#### Exercise goal:
From the entries below, gather every line containing the string "styled".

#### Information shown

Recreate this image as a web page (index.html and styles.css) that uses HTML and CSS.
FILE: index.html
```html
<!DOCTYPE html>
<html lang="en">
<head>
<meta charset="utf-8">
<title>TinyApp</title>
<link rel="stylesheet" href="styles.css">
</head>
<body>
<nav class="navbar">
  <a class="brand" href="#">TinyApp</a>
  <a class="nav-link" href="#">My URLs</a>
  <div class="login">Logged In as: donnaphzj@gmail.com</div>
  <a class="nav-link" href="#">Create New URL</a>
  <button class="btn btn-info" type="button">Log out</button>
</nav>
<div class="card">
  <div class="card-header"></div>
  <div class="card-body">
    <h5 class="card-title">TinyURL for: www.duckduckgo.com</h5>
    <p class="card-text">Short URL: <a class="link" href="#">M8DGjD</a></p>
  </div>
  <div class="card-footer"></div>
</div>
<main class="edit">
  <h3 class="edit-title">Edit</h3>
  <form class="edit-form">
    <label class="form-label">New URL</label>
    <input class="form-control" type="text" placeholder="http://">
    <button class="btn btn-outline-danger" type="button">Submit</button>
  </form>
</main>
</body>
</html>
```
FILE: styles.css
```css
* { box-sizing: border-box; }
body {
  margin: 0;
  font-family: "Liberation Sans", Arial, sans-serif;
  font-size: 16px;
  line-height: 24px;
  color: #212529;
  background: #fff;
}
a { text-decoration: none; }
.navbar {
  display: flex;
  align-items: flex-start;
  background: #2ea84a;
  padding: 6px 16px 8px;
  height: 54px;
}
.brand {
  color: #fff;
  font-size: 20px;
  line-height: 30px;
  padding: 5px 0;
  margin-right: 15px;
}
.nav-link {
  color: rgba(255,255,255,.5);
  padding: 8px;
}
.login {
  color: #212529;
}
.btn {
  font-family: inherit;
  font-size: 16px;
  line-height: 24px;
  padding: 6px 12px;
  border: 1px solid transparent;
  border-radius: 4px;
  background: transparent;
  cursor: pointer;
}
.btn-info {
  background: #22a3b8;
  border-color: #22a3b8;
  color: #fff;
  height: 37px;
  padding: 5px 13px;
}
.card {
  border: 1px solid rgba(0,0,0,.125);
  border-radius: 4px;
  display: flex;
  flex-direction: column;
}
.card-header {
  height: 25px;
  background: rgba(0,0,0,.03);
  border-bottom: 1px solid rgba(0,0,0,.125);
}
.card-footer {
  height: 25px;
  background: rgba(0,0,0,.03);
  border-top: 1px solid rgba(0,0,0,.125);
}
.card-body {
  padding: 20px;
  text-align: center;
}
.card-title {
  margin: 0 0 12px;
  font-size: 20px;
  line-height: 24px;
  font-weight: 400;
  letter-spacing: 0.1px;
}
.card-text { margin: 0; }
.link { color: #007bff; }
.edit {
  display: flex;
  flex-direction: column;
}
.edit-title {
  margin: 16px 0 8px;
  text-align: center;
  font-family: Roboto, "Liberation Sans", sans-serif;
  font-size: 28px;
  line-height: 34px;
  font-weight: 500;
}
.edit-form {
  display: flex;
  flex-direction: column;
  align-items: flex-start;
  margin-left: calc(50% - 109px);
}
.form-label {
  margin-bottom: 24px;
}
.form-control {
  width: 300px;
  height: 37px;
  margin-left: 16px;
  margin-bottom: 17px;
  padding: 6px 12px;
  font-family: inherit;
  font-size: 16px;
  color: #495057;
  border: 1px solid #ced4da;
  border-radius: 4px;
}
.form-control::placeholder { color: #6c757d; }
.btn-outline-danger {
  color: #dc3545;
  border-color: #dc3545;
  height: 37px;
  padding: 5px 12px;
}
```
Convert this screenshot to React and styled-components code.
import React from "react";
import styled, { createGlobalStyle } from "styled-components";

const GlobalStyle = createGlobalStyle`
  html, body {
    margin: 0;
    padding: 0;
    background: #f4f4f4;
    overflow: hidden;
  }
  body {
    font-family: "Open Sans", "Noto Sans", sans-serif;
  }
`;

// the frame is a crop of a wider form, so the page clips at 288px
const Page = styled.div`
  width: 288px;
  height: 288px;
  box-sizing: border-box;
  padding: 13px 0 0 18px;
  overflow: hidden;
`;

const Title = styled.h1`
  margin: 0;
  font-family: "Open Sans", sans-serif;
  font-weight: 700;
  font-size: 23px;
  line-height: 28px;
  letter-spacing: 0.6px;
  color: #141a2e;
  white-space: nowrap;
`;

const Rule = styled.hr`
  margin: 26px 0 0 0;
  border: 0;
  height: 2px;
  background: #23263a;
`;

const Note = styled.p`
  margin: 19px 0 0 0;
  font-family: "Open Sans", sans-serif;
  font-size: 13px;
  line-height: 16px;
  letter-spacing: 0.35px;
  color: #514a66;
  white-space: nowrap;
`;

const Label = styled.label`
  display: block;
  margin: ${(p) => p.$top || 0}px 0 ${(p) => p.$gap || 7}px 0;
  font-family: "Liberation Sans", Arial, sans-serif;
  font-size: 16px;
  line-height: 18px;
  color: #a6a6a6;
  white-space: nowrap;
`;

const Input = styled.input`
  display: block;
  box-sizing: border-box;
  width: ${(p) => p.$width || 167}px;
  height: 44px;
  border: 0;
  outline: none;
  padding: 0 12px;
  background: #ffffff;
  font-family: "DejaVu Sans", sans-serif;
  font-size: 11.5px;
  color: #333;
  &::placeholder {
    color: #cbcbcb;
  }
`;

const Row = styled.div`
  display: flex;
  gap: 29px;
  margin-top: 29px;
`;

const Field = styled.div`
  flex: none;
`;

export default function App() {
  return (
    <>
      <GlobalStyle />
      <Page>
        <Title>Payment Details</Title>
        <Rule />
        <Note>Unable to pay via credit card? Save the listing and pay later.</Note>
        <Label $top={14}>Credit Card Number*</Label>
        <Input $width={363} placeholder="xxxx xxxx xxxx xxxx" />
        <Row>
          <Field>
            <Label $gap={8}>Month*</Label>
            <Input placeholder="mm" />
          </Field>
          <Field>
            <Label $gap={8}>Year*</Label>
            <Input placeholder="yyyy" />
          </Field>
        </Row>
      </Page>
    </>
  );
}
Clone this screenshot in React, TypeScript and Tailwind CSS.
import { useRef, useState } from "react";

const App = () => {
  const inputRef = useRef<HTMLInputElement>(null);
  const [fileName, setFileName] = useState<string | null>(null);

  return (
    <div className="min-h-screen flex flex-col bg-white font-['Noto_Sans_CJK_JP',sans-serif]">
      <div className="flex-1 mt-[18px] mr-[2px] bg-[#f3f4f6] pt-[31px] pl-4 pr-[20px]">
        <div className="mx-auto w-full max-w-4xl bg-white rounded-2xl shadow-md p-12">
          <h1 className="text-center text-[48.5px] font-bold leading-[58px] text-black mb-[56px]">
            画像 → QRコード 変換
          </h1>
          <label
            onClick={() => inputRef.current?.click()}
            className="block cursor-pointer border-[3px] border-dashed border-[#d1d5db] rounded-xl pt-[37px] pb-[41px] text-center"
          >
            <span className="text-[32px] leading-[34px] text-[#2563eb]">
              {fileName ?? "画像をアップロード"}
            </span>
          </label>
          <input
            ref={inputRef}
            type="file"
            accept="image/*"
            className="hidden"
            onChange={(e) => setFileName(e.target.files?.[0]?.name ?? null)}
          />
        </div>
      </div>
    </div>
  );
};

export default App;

########

#### Result below:
Convert this screenshot to React and styled-components code.
import styled, { createGlobalStyle } from "styled-components";
const Page = styled.div`
const Title = styled.h1`
const Rule = styled.hr`
const Note = styled.p`
const Label = styled.label`
const Input = styled.input`
const Row = styled.div`
const Field = styled.div`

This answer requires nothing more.